Africa must increase its share of global seed trade – AFSTA
Sifelani Tsiko Agric, Environment & Innovations Editor
Africa must target to increase its share of the total global seed trade value through easing barriers to the movement of quality seed between countries on the continent and to those outside.
The call was made at the just-ended 23rd African Seed Trade Association (AFSTA) annual congress which was held recently in Dakar, Senegal.
“Listening to various speakers, some three major lessons came out of the meeting. Africa must up its game to claim a bigger stake in the trade sector, we are not worth the 2 percent contribution we currently contribute,” AFSTA communication officer Aghan Daniel said.
“Two, governments must ease seed movement across the continent. Three, seed companies in Africa must confront climate change henceforth.”
More than 300 delegates representing the global seed sector attended the meeting which ran from March 6 to 8 this year.
The congress, a gathering of top seed traders and producers deliberated on wide-ranging issues in the seed value chain – new and emerging scientific and technological innovations in seed production and trade including biotechnology, plant breeding innovation, seed treatment, phytosanitary measures, strengthening vegetable production through quality seed trade in Africa and updates on technologies for African agricultural transformation.
Market watchers say the global seeds market size is expected to grow from US$58,74 billion in 2022 to US$62,72 billion in 2023 despite disruptions from the Russia-Ukraine war.
Africa enjoys a tiny share of this market.
“We need a favourable regulatory policy environment to trade – including a simplified process of variety registration, affordable DUS trials and a favourable business environment to do business. We also need to strengthen regulation and enforcement of intellectual property rights and plant breeding,” said Dr Kulani Machaba, president of AFSTA.
“On infrastructure, we need to create a favourable environment for the private sector to invest through tax incentives and reduction of bureaucracy. On R&D investment, we need to create a favourable investment for companies to breed and test locally adapted varieties.
“On trade – removing technical trade barriers will make it easy to move seed within Africa.”
He also said Africa needed to promote the movement of quality seeds on the continent, to build partnerships and collaboration in the implementation of the harmonised seed regulations at regional economic communities such as COMESA, SADC, ECOWAS, and EAC
Improving collaboration with the Alliance for a Green Revolution in Africa (AGRA) and the African Union, and promoting the adoption of new and emerging technologies was also critical for the growth of Africa’s seed trade value.
AFSTA has made continuous efforts to improve the environment for the seed business through its five-year strategic plan with a view to meaningfully contribute to the promotion of the transformation of agriculture into an attractive, modern and sustainable livelihood option for communities throughout the continent.
At least 60 percent of the world’s arable land is in Africa, and about 200 million hectares unutilised on the continent, according to a 2019 Oxford Business Group report.

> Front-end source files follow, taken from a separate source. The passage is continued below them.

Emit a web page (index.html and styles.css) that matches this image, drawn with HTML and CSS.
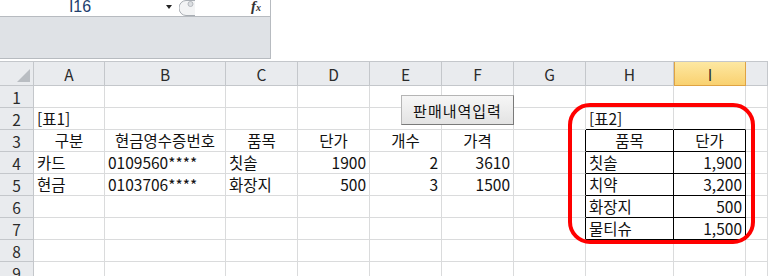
FILE: index.html
```html
<!DOCTYPE html>
<html lang="ko">
<head>
<meta charset="UTF-8">
<title>판매내역</title>
<link rel="stylesheet" href="styles.css">
</head>
<body>

<!-- 이름 상자 / 수식 입력줄 -->
<div class="top">
  <div class="namePanel">
    <div class="nameRow">
      <div class="nameBox">I16</div>
      <div class="dropArrow"></div>
      <svg class="splitter" width="16" height="16" viewBox="0 0 16 16">
        <path d="M16 0.5 H7 A7 7.5 0 0 0 7 15.5 H16" fill="#f3f4f5" stroke="#a9aeb4"/>
        <circle cx="11.5" cy="4" r="2.5" fill="#dcdfe2" stroke="#b5b9be"/>
      </svg>
      <div class="fx"><i>f</i><span>x</span></div>
    </div>
  </div>
  <div class="formulaInput"></div>
</div>

<!-- 시트 -->
<div class="sheet">
  <div class="hd corner"><span class="tri"></span></div>
  <div class="hd">A</div><div class="hd">B</div><div class="hd">C</div><div class="hd">D</div>
  <div class="hd">E</div><div class="hd">F</div><div class="hd">G</div><div class="hd">H</div>
  <div class="hd sel">I</div><div class="hd"></div>

  <div class="rh">1</div>
  <div class="c"></div><div class="c"></div><div class="c"></div><div class="c"></div><div class="c"></div>
  <div class="c"></div><div class="c"></div><div class="c"></div><div class="c"></div><div class="c"></div>

  <div class="rh">2</div>
  <div class="c">[표1]</div><div class="c"></div><div class="c"></div><div class="c"></div><div class="c"></div>
  <div class="c"></div><div class="c"></div><div class="c bb">[표2]</div><div class="c bb"></div><div class="c"></div>

  <div class="rh">3</div>
  <div class="c mid">구분</div><div class="c mid">현금영수증번호</div><div class="c mid">품목</div>
  <div class="c mid">단가</div><div class="c mid">개수</div><div class="c mid">가격</div>
  <div class="c br"></div><div class="c tb mid">품목</div><div class="c tb mid">단가</div><div class="c"></div>

  <div class="rh">4</div>
  <div class="c">카드</div><div class="c">0109560****</div><div class="c">칫솔</div>
  <div class="c num">1900</div><div class="c num">2</div><div class="c num">3610</div>
  <div class="c br"></div><div class="c tb">칫솔</div><div class="c tb num">1,900</div><div class="c"></div>

  <div class="rh">5</div>
  <div class="c">현금</div><div class="c">0103706****</div><div class="c">화장지</div>
  <div class="c num">500</div><div class="c num">3</div><div class="c num">1500</div>
  <div class="c br"></div><div class="c tb">치약</div><div class="c tb num">3,200</div><div class="c"></div>

  <div class="rh">6</div>
  <div class="c"></div><div class="c"></div><div class="c"></div><div class="c"></div><div class="c"></div>
  <div class="c"></div><div class="c br"></div><div class="c tb">화장지</div><div class="c tb num">500</div><div class="c"></div>

  <div class="rh">7</div>
  <div class="c"></div><div class="c"></div><div class="c"></div><div class="c"></div><div class="c"></div>
  <div class="c"></div><div class="c br"></div><div class="c tb">물티슈</div><div class="c tb num">1,500</div><div class="c"></div>

  <div class="rh">8</div>
  <div class="c"></div><div class="c"></div><div class="c"></div><div class="c"></div><div class="c"></div>
  <div class="c"></div><div class="c"></div><div class="c"></div><div class="c"></div><div class="c"></div>

  <div class="rh">9</div>
  <div class="c"></div><div class="c"></div><div class="c"></div><div class="c"></div><div class="c"></div>
  <div class="c"></div><div class="c"></div><div class="c"></div><div class="c"></div><div class="c"></div>

  <!-- 시트 위에 놓인 단추와 강조 표시 -->
  <button class="inputButton">판매내역입력</button>
  <div class="highlight"></div>
</div>

</body>
</html>
```

FILE: styles.css
```css
body {
  margin: 0;
  overflow: hidden;
  background: #fff;
  font-family: "Noto Sans CJK KR", "Noto Sans", sans-serif;
  font-size: 15.5px;
  color: #111;
}
.top {
  display: flex;
  height: 59px;
  margin-bottom: 2px;
}
.namePanel {
  width: 271px;
  box-sizing: border-box;
  background: #dfe2e6;
  border-right: 1px solid #b7bbc0;
  border-bottom: 1px solid #b7bbc0;
}
.nameRow {
  display: flex;
  height: 17px;
  box-sizing: border-box;
  background: #fff;
  border-bottom: 1px solid #b7bbc0;
  overflow: hidden;
}
.nameBox {
  width: 160px;
  text-align: center;
  color: #22406d;
  font-family: "Liberation Sans", sans-serif;
  font-size: 16px;
  line-height: 14px;
}
.dropArrow {
  width: 0;
  height: 0;
  margin: 5px 0 0 6px;
  border-left: 3px solid transparent;
  border-right: 3px solid transparent;
  border-top: 4px solid #222;
}
.splitter {
  margin-left: 7px;
}
.fx {
  margin-left: 56px;
  font-family: "Liberation Serif", serif;
  font-weight: bold;
  font-size: 15px;
  line-height: 13px;
  color: #333;
}
.fx span {
  font-size: 10px;
  font-style: italic;
}
.formulaInput {
  flex: 1;
  background: #fff;
}
.sheet {
  position: relative;
  display: grid;
  grid-template-columns: 34px 71px 121px 72px 72px 72px 72px 72px 88px 72px 1fr;
  grid-template-rows: 24px repeat(9, 22px);
  border-top: 1px solid #c4c7cb;
}
.hd, .rh {
  display: flex;
  align-items: center;
  justify-content: center;
  box-sizing: border-box;
  background: #e9ebee;
  border-right: 1px solid #c4c7cb;
  border-bottom: 1px solid #c4c7cb;
  color: #2b2b2b;
  line-height: 20px;
}
.hd.sel {
  background: linear-gradient(#fde8a2, #f9d170);
  border: 1px solid #dfa343;
  border-top: none;
}
.corner {
  align-items: flex-end;
  justify-content: flex-end;
  padding: 0 3px 3px 0;
}
.tri {
  width: 0;
  height: 0;
  border-left: 13px solid transparent;
  border-bottom: 13px solid #b9bdc2;
}
.c {
  box-sizing: border-box;
  border-right: 1px solid #dadbdc;
  border-bottom: 1px solid #dadbdc;
  padding: 0 3px;
  line-height: 21px;
  white-space: nowrap;
}
.mid {
  text-align: center;
}
.num {
  text-align: right;
}
.bb {
  border-bottom-color: #000;
}
.br {
  border-right-color: #000;
}
.tb {
  border-right-color: #000;
  border-bottom-color: #000;
}
.inputButton {
  position: absolute;
  left: 401px;
  top: 33px;
  width: 113px;
  height: 30px;
  padding: 0;
  font-family: "Noto Sans CJK KR", sans-serif;
  font-size: 15px;
  letter-spacing: 1px;
  color: #111;
  background: linear-gradient(#f6f6f6, #e3e3e3);
  border: 1px solid #b5b5b5;
  border-right-color: #7a7a7a;
  border-bottom-color: #7a7a7a;
  border-radius: 0;
}
.highlight {
  position: absolute;
  left: 568px;
  top: 41px;
  width: 187px;
  height: 141px;
  box-sizing: border-box;
  border: 4px solid #f00;
  border-radius: 22px;
}
```
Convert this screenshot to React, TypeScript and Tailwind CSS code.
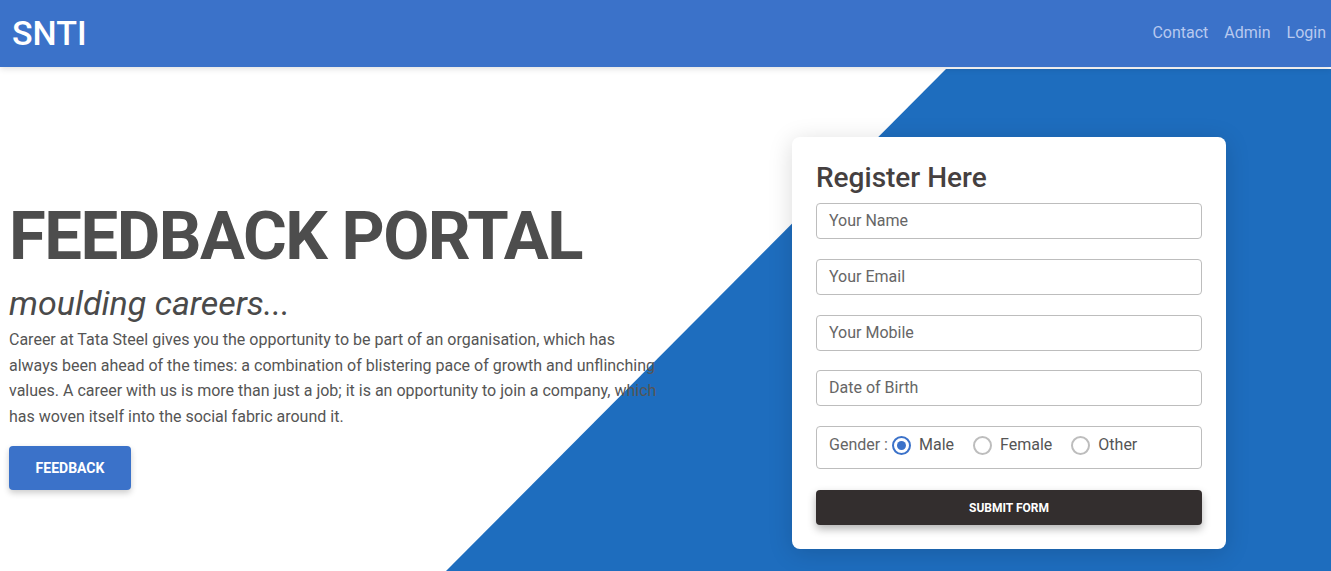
import React from 'react';

const fields = ['Your Name', 'Your Email', 'Your Mobile', 'Date of Birth'];
const genders = ['Male', 'Female', 'Other'];

const Radio: React.FC<{ checked?: boolean }> = ({ checked }) => (
  <span
    className={
      checked
        ? 'w-[19px] h-[19px] rounded-full border-2 border-[#3b72c9] flex items-center justify-center'
        : 'w-[19px] h-[19px] rounded-full border-2 border-[#bdbdbd]'
    }
  >
    {checked && <span className="w-[9px] h-[9px] rounded-full bg-[#3b72c9]" />}
  </span>
);

export default function App() {
  return (
    <div className="w-[1331px] h-[571px] overflow-hidden bg-white font-['Roboto',sans-serif] text-[#4f4f4f]">
      {/* Navbar */}
      <nav className="relative z-20 h-[67px] bg-[#3b72c9] flex items-center justify-between pl-[12px] pr-[5px] shadow-[0_2px_6px_rgba(0,0,0,0.12)]">
        <span className="text-white text-[34px] font-medium leading-none -mt-[2px]">SNTI</span>
        <div className="flex items-center gap-4 text-[16px] text-[#b8c9ef] -mt-px">
          <a>Contact</a>
          <a>Admin</a>
          <a>Login</a>
        </div>
      </nav>

      {/* Hero */}
      <section className="relative h-[504px] mt-px">
        {/* diagonal background */}
        <div className="absolute inset-0 top-px bg-[#1e6dbe] [clip-path:polygon(946px_0,100%_0,100%_100%,445px_100%)]" />

        <div className="relative z-10 flex h-full">
          {/* Left copy */}
          <div className="w-[660px] pl-[9px] pt-[126px]">
            <h1 className="text-[67px] font-bold leading-[84px] tracking-[-1.5px] text-[#4d4d4d]">FEEDBACK PORTAL</h1>
            <p className="mt-[5px] text-[34px] italic font-normal leading-[40px] text-[#4a4a4a]">moulding careers...</p>
            <p className="mt-[4px] w-[655px] text-[16px] leading-[25.6px] text-[#555]">
              Career at Tata Steel gives you the opportunity to be part of an organisation, which has always been ahead of the
              times: a combination of blistering pace of growth and unflinching values. A career with us is more than just a
              job; it is an opportunity to join a company, which has woven itself into the social fabric around it.
            </p>
            <button className="mt-[17px] h-[44px] w-[122px] rounded bg-[#3b72c9] text-white text-[14px] font-bold uppercase shadow-[0_3px_6px_rgba(0,0,0,0.2)]">
              Feedback
            </button>
          </div>

          {/* Register card */}
          <div className="ml-auto mr-[105px] mt-[69px] h-[412px] w-[434px] rounded-lg bg-white px-6 pt-[23px] shadow-[0_4px_24px_rgba(0,0,0,0.15)]">
            <h2 className="text-[28px] font-medium leading-[36px] text-[#454040]">Register Here</h2>
            <div className="mt-[7px] flex flex-col gap-[19.75px]">
              {fields.map((f) => (
                <div
                  key={f}
                  className="h-[36px] rounded border border-[#bdbdbd] px-3 flex items-center text-[16px] text-[#666]"
                >
                  {f}
                </div>
              ))}
              <div className="h-[43px] rounded border border-[#bdbdbd] pl-3 pt-[6px] flex items-start text-[16px]">
                <span className="text-[#666] mr-[4px] leading-[24px]">Gender :</span>
                {genders.map((g, i) => (
                  <label key={g} className="flex items-center gap-[8px] mr-[19px] text-[#555] leading-[24px]">
                    <Radio checked={i === 0} />
                    {g}
                  </label>
                ))}
              </div>
            </div>
            <button className="mt-[21px] h-[35px] w-full rounded bg-[#332e2e] text-white text-[12px] font-bold uppercase shadow-[0_4px_8px_rgba(0,0,0,0.3)]">
              Submit Form
            </button>
          </div>
        </div>
      </section>
    </div>
  );
}
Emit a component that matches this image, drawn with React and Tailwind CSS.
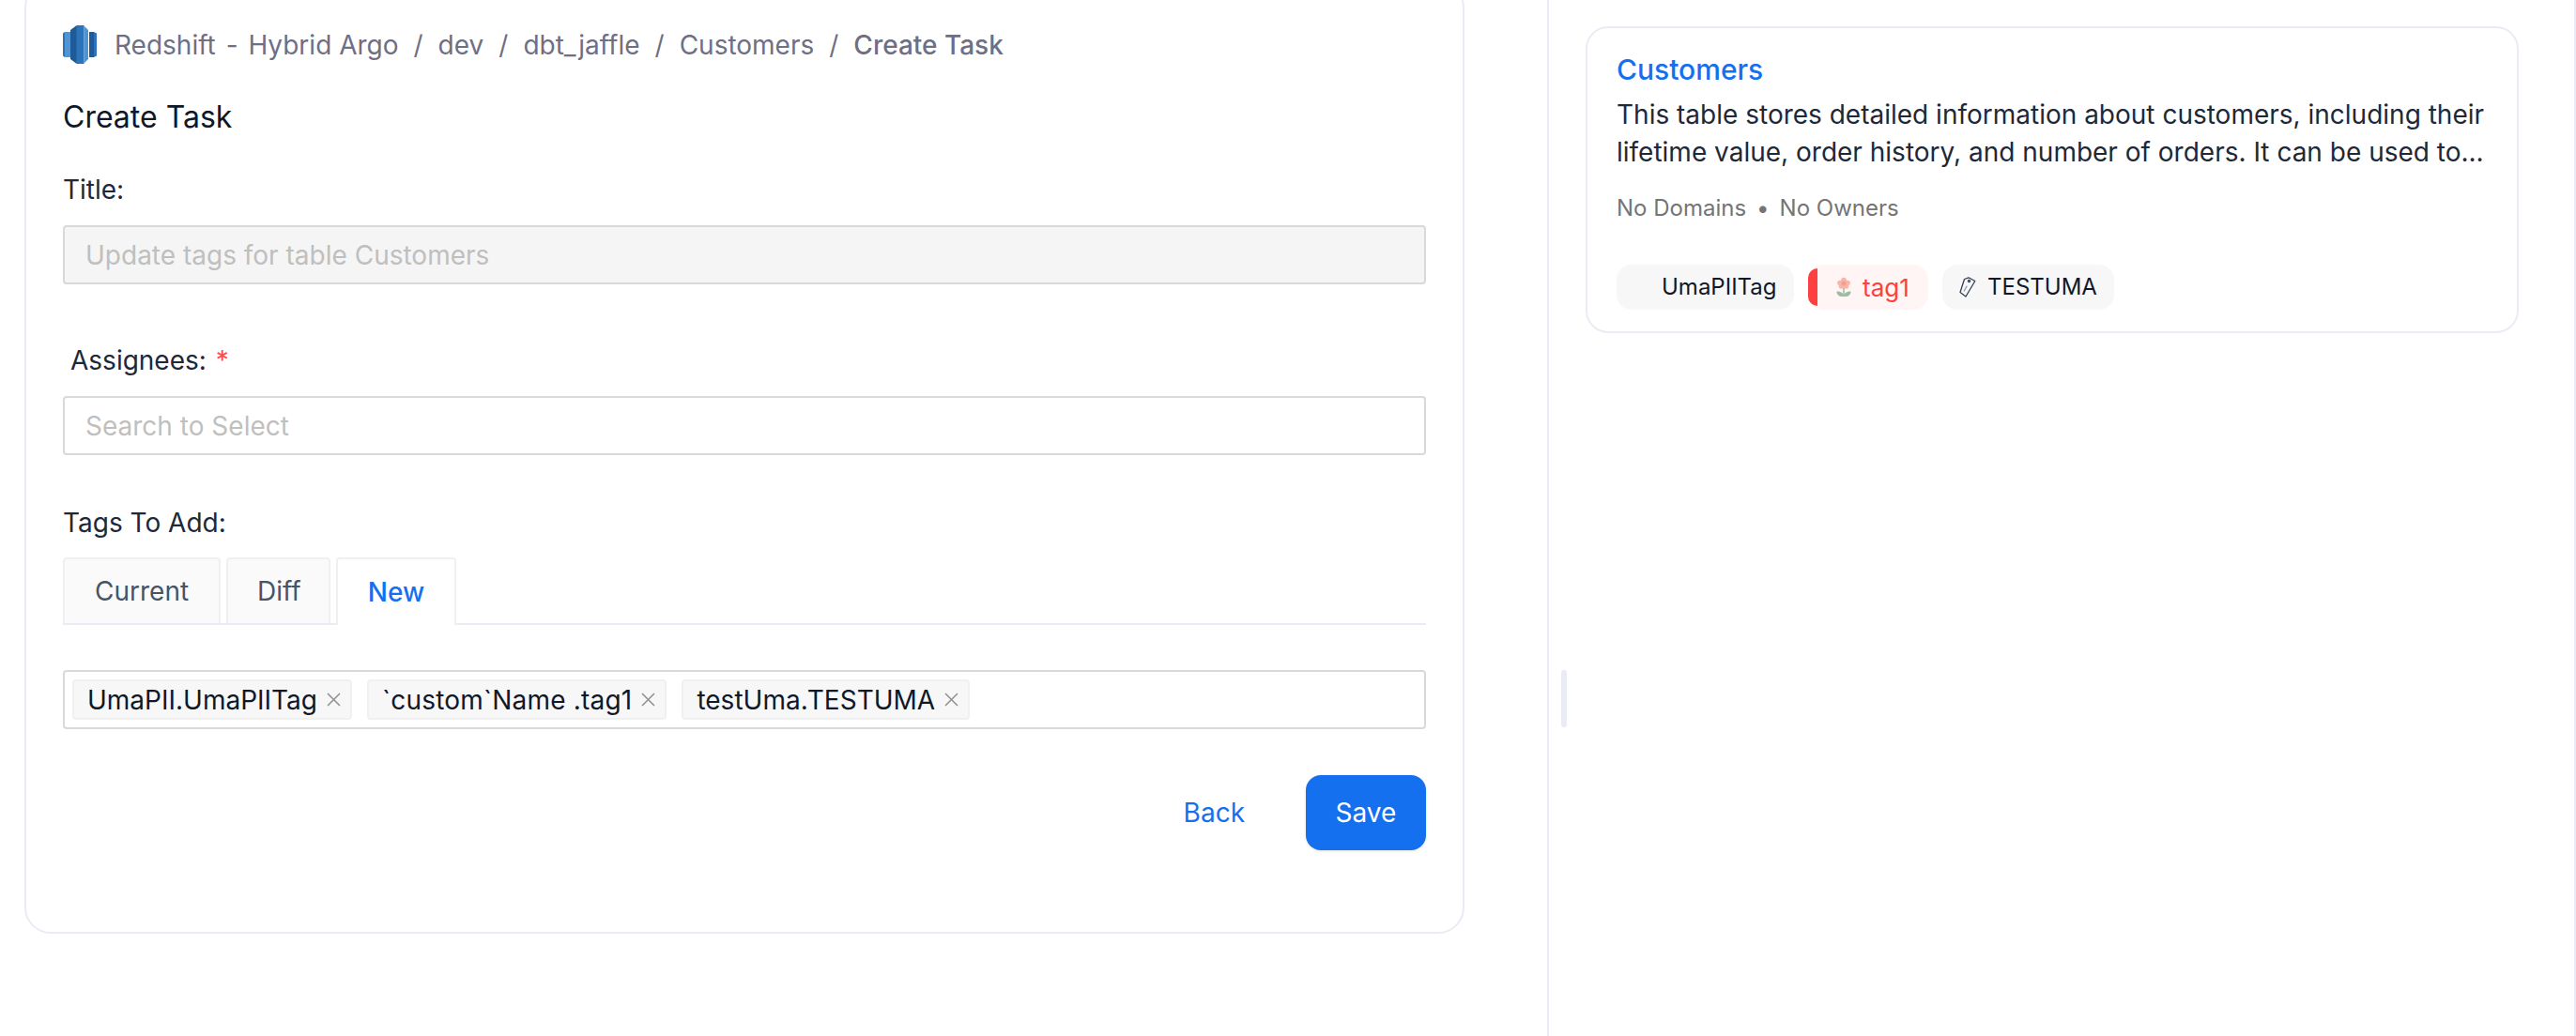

Crop production is forecast to rise by 30 percent from 2018 to 2027 according to a UN Food and Agriculture Organisation report released in 2018 while intra – Africa agricultural trade in 2018 was 15 percent.
Africa spent US$5 million on R&D in 2021, which is 0.5% of what was spent globally.
Despite its vast agriculture potential, Africa is still dependent on food imports from the rest of the world to satisfy its consumption needs.
Its food output has not kept pace with population growth.
Enhancing seed security and improving production of quality seed is touted as a solution to the continent’s food security position.